The Backstory: (sorry its long but this IS the Cliff Notes actually)
She has never been "in" the marriage. She insisted her ex husband stay a week with us to spend time with daugher, (he lives in NY), I didnt like it but agreed because she said if I didnt it proved how selfish and insecure I was...
Needless to say I came everyday to them in the pool driniking and grilling having a good old time while kids were inside. Finally on our anniversary I came home to find them both in very odd seating arrangements. I ask to speak with her about it after everyone went to bed and basically she didnt care what my opinion was.. I left and stayed at brothers house. She filed restraining order and let him stay there. In fact they went out to eat at a nice resturant together...

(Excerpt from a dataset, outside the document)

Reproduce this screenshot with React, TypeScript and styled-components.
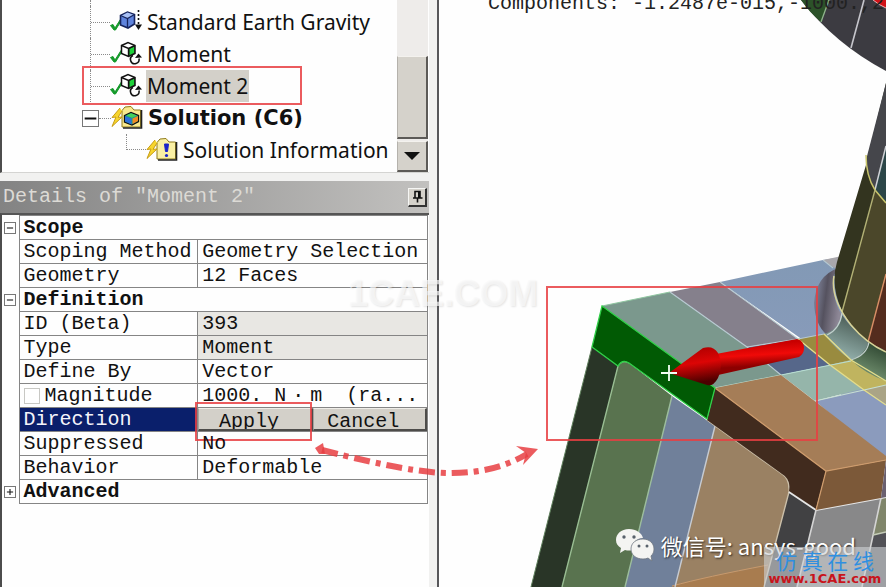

I filed for divorce. She ended up having him stay on different occasions for awhile even after lying to me about it after we agreed he shouldnt be staying there with my 3 yr old son while we are seperated and so soon. She didnt care. Tried to get relocation with my son to NY with him. Courts denied. Very ugly custody battle. She triend every way in book to get me out of equation so she could go with ex to NY. Even calling police and trying to set me up non stop.
Eventually standard joint custody was decided and I took great new job at beach and was moving on. She then decides she loves me and wants to work things out. So for my sons sake and trying to keep familuy together, I move her here.
Well, she spends no time working on relationship and spends her time catching up with old friends here and inviting them to come vist and hang out and drink.. This is frustrating to me because her daughter is with her Dad in NY and will be back at end of summer and I would like to know marriage is in better shape and going in righrt direction by then. She has other plans.
After a month of her not looking for a job or working on relationship, I say something to her. She gets angry and leaves. Then about every week or two she gets drunk and just starts going off on me and making drama and leaving. Once she left drunk and totalled her car actualluy. Have no idea how she didnt get arrested..
Anyway, I begin to let her know that this isnt going to cut it. Lets start working on relationship and making it a priority or its over. She seems a little concerned but then two days later gets mad and doesnt want to hear anything from me and basically takes a hardcore "I dont give a damn attitude".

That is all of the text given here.